== Material provided ==
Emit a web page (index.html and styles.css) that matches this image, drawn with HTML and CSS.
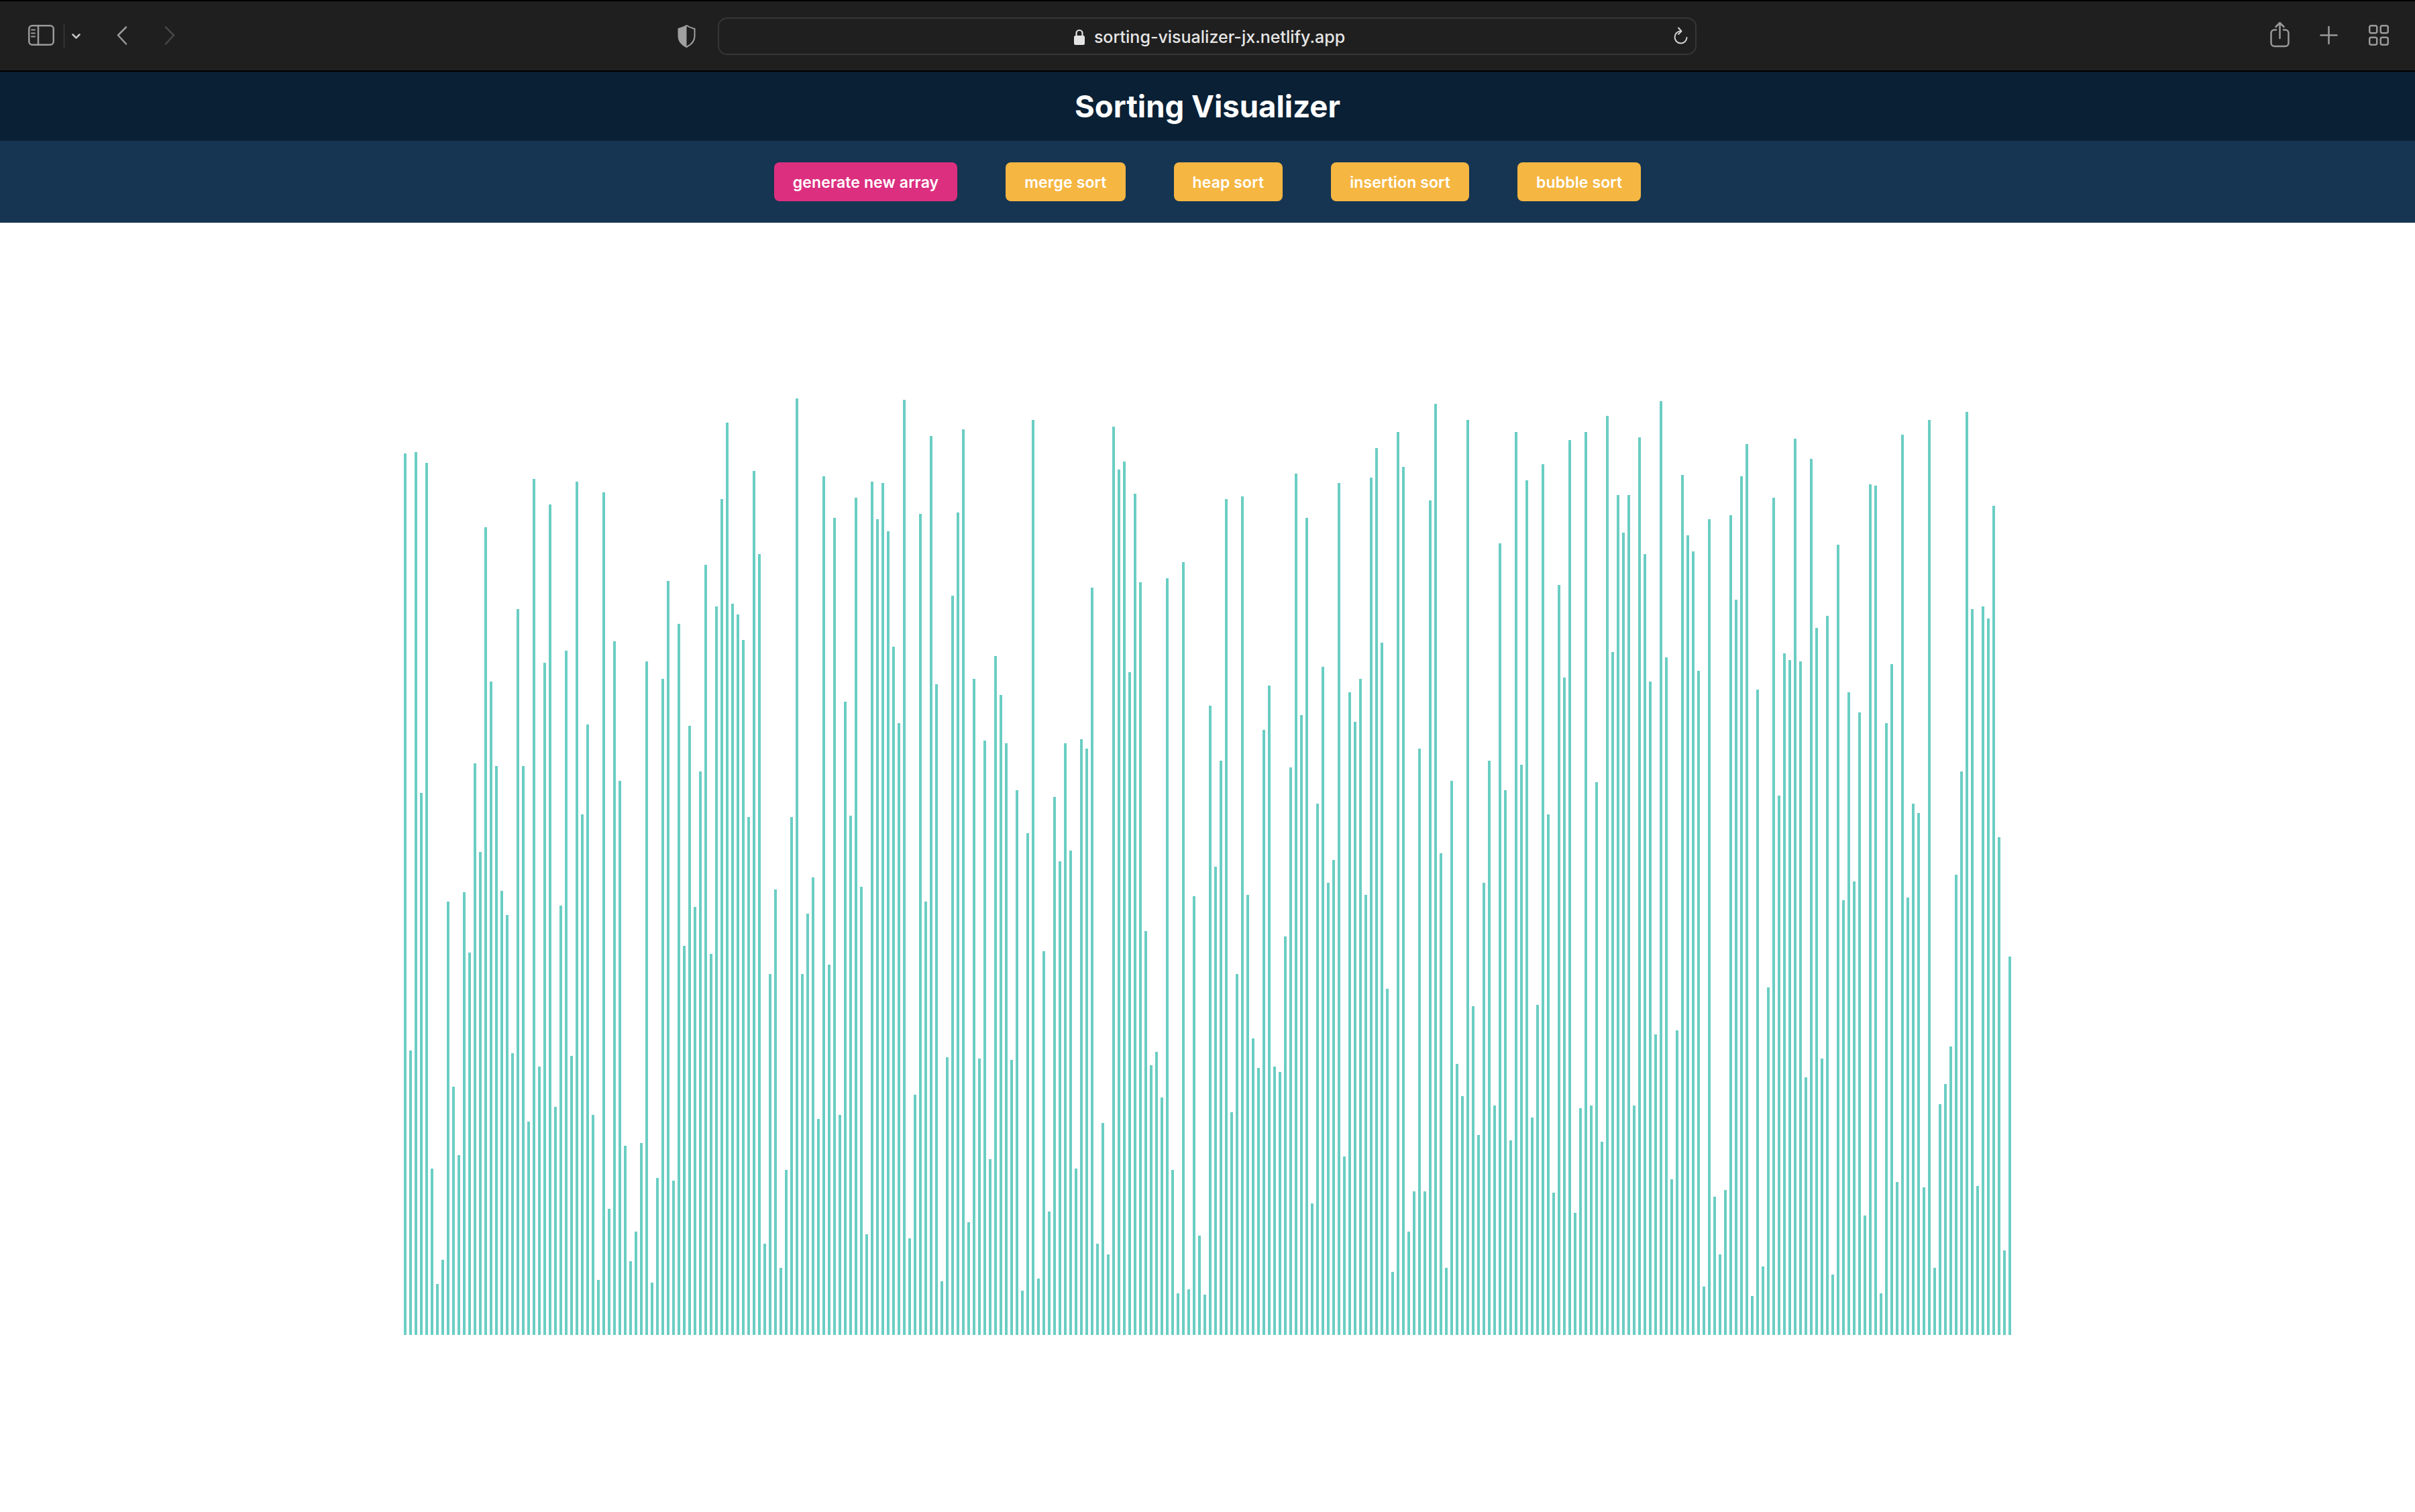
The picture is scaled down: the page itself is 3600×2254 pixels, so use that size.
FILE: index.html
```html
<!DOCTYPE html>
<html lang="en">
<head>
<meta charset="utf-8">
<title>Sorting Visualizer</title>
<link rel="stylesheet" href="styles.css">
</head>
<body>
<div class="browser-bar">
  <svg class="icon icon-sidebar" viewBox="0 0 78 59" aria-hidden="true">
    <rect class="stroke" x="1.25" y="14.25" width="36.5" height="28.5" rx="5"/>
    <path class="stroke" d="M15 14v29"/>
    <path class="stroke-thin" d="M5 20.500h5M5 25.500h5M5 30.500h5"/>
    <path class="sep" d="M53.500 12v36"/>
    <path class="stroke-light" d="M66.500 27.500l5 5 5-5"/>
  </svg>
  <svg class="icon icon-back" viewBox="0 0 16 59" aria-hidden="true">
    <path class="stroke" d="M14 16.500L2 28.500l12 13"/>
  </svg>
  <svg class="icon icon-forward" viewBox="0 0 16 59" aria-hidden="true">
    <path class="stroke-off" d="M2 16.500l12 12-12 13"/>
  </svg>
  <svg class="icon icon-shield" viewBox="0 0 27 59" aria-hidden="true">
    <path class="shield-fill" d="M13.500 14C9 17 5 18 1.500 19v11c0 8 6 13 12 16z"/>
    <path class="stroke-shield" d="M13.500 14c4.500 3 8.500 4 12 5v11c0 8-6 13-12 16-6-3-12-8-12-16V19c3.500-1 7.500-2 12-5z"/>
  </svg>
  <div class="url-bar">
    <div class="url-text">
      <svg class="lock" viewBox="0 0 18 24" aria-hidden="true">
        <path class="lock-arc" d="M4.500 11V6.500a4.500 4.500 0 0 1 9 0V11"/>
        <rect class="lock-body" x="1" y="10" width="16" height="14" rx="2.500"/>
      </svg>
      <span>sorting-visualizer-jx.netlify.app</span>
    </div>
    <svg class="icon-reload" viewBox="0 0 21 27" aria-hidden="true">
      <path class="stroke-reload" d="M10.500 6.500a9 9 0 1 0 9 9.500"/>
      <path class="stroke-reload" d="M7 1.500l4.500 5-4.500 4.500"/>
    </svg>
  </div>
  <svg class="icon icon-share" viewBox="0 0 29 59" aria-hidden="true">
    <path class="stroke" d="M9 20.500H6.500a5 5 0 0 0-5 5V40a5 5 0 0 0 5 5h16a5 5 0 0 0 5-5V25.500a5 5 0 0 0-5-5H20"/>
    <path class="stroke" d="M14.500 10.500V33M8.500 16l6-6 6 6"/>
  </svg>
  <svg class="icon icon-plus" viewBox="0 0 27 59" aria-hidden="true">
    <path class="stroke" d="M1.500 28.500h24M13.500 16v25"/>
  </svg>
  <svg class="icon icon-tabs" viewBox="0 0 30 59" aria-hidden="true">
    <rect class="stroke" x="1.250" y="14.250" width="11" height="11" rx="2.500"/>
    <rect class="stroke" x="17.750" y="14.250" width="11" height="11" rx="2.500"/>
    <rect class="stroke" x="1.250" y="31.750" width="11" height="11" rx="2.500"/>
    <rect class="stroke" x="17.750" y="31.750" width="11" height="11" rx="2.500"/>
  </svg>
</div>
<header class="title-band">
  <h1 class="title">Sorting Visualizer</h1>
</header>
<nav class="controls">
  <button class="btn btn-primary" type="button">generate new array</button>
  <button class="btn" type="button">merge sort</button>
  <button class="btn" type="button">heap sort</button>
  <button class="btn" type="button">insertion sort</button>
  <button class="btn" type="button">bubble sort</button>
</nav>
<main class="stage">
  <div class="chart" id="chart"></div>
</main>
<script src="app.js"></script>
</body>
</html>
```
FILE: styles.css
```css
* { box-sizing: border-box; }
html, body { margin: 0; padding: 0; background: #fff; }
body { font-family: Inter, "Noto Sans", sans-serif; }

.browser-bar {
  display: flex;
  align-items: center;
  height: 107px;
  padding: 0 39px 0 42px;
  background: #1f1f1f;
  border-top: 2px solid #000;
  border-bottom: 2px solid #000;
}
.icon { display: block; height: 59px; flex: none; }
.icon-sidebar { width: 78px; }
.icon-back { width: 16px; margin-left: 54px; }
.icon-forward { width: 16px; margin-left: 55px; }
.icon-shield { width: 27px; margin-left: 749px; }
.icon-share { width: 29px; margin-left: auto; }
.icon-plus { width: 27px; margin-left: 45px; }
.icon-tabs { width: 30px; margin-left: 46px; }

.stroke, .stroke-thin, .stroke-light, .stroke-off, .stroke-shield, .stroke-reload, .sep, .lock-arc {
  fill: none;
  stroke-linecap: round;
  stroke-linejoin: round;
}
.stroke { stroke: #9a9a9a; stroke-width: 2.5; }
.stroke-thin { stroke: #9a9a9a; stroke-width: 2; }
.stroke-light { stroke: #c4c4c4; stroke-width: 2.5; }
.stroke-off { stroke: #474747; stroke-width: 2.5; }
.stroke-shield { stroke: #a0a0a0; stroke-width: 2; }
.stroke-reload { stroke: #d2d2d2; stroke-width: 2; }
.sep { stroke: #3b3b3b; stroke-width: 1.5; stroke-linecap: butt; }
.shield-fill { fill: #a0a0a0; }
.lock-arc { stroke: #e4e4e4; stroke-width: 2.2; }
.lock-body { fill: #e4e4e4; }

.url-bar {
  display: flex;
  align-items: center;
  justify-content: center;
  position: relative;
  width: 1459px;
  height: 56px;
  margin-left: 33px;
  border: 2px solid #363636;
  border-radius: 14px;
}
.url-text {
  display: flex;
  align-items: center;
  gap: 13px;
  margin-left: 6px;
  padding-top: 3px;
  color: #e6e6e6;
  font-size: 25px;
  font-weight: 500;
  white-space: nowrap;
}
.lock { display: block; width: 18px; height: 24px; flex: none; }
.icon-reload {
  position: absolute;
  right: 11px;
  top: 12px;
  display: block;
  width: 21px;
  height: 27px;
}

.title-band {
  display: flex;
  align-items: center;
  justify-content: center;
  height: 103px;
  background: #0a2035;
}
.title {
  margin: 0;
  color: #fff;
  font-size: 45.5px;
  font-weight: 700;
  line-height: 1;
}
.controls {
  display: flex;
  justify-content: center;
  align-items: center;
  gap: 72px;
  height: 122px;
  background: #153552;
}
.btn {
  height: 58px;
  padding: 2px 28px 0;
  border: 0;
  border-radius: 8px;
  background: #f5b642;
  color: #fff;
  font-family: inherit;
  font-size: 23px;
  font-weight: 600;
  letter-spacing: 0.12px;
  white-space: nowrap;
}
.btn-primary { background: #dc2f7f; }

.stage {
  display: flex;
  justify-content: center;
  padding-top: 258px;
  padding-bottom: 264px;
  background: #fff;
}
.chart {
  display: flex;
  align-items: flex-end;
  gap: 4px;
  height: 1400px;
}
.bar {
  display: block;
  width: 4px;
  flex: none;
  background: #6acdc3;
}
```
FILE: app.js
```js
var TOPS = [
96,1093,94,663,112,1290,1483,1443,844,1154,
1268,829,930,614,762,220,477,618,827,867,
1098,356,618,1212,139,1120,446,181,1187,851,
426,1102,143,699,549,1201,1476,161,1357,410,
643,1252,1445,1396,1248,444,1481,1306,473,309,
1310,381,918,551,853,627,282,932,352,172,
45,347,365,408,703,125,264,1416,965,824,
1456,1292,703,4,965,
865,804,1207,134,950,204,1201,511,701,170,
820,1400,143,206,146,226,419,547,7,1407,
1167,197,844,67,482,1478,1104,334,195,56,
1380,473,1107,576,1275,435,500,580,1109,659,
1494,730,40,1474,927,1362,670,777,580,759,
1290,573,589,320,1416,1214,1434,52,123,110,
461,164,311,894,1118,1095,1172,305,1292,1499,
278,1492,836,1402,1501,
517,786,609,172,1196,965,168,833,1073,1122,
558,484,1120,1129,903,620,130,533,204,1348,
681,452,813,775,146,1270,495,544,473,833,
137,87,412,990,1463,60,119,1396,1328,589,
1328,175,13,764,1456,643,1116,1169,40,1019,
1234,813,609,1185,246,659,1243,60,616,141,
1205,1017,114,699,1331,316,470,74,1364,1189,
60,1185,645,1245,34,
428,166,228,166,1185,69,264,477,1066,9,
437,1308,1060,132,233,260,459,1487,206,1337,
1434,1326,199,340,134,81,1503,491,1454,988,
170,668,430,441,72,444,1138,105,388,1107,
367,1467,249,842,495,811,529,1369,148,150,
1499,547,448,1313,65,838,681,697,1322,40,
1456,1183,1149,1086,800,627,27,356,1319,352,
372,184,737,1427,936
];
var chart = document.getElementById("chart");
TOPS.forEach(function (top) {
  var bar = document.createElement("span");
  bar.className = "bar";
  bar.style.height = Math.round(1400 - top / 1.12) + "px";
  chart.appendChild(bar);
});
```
===
## The exercise
Show all lines above holding "that".

## Answer to this exercise
Emit a web page (index.html and styles.css) that matches this image, drawn with HTML and CSS.
The picture is scaled down: the page itself is 3600×2254 pixels, so use that size.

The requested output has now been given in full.